---------- Data for this task ----------

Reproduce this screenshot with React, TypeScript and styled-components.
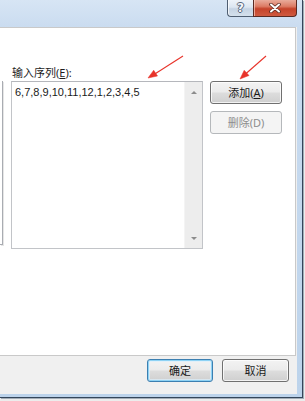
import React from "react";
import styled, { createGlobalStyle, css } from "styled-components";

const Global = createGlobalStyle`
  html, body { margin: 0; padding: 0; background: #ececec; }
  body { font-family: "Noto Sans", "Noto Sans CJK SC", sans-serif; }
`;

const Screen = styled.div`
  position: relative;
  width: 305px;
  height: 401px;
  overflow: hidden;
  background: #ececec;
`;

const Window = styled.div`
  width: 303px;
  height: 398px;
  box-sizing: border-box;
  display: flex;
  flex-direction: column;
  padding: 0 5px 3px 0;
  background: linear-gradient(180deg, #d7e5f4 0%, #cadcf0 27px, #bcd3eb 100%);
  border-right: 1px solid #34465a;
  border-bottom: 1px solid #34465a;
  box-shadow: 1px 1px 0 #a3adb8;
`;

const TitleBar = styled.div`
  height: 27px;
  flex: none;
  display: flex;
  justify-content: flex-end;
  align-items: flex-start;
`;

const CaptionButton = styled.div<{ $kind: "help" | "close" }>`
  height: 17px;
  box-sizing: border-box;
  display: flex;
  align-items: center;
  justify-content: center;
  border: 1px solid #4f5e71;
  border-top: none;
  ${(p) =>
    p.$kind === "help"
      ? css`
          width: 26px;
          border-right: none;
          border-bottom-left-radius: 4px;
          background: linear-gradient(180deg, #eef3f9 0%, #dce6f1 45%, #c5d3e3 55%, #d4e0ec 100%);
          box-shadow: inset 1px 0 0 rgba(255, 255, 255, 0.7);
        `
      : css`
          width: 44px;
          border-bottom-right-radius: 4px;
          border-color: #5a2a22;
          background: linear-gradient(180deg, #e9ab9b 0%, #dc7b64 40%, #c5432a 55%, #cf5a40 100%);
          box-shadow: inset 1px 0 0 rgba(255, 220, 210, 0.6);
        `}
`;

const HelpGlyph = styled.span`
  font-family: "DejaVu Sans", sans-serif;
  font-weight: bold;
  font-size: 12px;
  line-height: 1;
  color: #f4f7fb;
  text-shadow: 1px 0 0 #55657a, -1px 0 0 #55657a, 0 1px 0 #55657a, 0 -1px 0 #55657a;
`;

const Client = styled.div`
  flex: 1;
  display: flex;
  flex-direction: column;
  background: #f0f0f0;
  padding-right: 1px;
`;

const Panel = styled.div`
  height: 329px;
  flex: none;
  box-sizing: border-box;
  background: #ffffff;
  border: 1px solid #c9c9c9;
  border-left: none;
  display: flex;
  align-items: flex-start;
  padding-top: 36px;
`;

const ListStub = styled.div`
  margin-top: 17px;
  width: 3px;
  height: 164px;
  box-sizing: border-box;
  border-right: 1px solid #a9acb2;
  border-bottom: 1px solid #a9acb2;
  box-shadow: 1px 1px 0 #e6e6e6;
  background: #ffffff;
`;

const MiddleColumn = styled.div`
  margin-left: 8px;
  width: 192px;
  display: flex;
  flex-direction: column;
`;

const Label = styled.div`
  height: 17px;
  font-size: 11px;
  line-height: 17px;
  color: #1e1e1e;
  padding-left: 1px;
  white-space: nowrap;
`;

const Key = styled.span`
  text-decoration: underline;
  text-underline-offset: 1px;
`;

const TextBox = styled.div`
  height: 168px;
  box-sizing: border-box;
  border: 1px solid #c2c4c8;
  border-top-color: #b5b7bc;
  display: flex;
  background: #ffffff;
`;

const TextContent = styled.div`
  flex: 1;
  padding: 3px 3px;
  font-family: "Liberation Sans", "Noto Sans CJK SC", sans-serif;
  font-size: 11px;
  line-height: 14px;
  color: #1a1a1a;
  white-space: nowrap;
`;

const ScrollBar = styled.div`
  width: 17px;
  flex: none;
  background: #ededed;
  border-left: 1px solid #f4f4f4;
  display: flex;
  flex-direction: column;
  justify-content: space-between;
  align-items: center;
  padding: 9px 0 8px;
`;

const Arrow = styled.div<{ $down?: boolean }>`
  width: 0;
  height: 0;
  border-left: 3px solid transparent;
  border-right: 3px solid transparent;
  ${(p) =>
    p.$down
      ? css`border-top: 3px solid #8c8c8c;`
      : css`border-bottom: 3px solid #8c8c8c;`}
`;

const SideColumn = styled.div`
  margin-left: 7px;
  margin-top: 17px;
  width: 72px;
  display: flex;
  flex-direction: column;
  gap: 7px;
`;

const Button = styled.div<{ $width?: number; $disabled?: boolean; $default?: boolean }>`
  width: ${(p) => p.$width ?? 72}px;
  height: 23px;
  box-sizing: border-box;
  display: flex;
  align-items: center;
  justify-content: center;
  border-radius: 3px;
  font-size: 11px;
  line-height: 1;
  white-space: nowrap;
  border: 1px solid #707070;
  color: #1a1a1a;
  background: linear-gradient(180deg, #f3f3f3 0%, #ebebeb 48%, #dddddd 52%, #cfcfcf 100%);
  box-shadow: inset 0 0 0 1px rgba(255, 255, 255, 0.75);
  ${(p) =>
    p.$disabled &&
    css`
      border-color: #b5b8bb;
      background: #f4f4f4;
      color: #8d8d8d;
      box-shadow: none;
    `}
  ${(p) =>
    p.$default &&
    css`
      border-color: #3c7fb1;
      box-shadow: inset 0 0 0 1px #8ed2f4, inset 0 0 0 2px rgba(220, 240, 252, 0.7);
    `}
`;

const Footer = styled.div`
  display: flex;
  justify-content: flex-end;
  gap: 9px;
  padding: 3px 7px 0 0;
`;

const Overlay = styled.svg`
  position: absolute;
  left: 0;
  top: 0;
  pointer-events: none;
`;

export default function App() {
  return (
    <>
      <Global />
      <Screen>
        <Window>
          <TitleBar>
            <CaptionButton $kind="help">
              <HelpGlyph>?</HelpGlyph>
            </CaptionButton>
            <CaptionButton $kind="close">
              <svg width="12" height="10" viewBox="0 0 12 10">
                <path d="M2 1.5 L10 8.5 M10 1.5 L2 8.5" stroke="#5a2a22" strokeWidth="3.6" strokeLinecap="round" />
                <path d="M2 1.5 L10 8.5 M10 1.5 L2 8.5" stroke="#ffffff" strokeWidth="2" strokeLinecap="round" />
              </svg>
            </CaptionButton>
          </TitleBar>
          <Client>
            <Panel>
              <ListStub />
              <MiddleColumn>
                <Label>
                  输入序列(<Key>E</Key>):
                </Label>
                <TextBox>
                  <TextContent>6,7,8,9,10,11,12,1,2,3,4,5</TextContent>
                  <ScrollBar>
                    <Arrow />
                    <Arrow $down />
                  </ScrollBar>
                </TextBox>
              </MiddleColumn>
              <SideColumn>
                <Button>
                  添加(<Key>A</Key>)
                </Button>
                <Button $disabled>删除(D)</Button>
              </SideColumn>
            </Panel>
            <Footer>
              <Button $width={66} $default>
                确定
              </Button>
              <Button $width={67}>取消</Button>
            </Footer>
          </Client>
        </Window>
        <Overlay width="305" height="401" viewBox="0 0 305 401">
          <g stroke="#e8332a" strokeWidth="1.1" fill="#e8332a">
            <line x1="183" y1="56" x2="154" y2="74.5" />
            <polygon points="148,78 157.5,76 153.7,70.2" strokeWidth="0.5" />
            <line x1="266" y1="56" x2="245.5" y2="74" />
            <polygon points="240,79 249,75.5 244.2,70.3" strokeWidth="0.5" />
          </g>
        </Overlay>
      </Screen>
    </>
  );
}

----------
---------- Data for this task ----------

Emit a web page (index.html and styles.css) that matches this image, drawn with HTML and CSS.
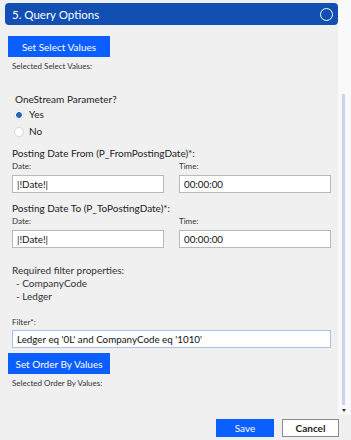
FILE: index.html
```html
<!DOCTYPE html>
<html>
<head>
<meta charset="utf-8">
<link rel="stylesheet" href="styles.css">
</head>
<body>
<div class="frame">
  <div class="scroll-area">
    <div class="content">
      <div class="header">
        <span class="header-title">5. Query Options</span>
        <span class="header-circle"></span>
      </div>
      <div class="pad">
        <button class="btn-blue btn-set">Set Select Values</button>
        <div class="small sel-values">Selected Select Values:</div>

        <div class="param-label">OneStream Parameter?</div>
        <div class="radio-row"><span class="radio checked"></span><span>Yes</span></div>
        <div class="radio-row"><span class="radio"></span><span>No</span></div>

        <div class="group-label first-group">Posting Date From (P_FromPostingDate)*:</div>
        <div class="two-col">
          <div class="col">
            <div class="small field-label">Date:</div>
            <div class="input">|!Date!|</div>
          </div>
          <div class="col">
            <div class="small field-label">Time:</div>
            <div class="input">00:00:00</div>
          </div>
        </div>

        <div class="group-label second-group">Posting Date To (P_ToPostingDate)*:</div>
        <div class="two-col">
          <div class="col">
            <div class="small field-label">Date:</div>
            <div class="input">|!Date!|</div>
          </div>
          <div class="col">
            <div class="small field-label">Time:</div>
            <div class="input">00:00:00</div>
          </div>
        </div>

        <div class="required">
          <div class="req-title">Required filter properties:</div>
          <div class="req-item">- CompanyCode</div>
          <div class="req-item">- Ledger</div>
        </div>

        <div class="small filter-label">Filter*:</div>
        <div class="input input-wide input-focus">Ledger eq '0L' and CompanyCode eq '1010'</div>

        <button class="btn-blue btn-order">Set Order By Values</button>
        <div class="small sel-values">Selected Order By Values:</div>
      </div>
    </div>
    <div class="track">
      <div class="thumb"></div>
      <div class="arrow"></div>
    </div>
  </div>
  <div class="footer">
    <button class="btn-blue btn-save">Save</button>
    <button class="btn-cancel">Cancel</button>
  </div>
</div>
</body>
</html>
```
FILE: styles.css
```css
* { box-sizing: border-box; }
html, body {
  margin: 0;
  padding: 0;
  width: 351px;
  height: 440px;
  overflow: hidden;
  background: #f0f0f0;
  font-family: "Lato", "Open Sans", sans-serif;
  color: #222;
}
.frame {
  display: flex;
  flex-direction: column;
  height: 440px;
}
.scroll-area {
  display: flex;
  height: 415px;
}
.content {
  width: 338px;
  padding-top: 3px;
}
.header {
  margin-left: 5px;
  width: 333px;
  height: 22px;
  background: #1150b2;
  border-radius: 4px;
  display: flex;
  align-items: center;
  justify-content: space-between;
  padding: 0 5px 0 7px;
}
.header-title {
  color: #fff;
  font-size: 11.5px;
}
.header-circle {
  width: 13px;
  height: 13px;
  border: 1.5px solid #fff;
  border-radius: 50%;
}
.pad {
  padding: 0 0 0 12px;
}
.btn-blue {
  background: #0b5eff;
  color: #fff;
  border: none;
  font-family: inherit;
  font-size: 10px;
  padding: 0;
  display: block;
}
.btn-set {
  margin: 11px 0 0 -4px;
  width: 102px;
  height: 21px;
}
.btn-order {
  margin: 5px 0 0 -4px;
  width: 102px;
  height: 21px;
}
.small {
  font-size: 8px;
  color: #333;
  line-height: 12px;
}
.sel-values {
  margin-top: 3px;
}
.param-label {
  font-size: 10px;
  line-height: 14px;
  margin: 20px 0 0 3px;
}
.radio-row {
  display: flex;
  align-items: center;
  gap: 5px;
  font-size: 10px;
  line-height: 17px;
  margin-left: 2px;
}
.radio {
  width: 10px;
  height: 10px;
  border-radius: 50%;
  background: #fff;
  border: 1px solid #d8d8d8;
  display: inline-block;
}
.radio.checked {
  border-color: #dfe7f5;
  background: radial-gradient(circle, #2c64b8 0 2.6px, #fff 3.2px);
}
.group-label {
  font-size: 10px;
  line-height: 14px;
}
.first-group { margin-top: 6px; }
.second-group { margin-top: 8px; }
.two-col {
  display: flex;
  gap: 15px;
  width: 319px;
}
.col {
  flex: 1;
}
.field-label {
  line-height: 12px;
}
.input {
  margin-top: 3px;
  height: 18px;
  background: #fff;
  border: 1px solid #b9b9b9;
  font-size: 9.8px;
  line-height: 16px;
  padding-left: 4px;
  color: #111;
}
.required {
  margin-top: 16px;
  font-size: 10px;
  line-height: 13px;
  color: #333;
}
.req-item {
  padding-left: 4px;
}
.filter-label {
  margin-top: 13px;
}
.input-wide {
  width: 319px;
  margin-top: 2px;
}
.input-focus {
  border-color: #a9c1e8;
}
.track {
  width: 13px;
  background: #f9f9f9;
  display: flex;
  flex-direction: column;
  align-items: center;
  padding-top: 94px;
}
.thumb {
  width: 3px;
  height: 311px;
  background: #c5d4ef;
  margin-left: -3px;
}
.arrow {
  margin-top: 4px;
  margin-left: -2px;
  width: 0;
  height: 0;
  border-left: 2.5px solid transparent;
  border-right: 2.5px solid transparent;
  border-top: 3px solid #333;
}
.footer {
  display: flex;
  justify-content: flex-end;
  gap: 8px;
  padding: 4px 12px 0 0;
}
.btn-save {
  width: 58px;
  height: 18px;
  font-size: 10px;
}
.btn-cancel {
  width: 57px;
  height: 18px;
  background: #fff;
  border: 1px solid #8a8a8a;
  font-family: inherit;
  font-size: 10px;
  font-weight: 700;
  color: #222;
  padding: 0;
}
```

----------

Work instructions: Pull every line containing "React" from the data.

Exercise response:
Reproduce this screenshot with React, TypeScript and styled-components.
import React from "react";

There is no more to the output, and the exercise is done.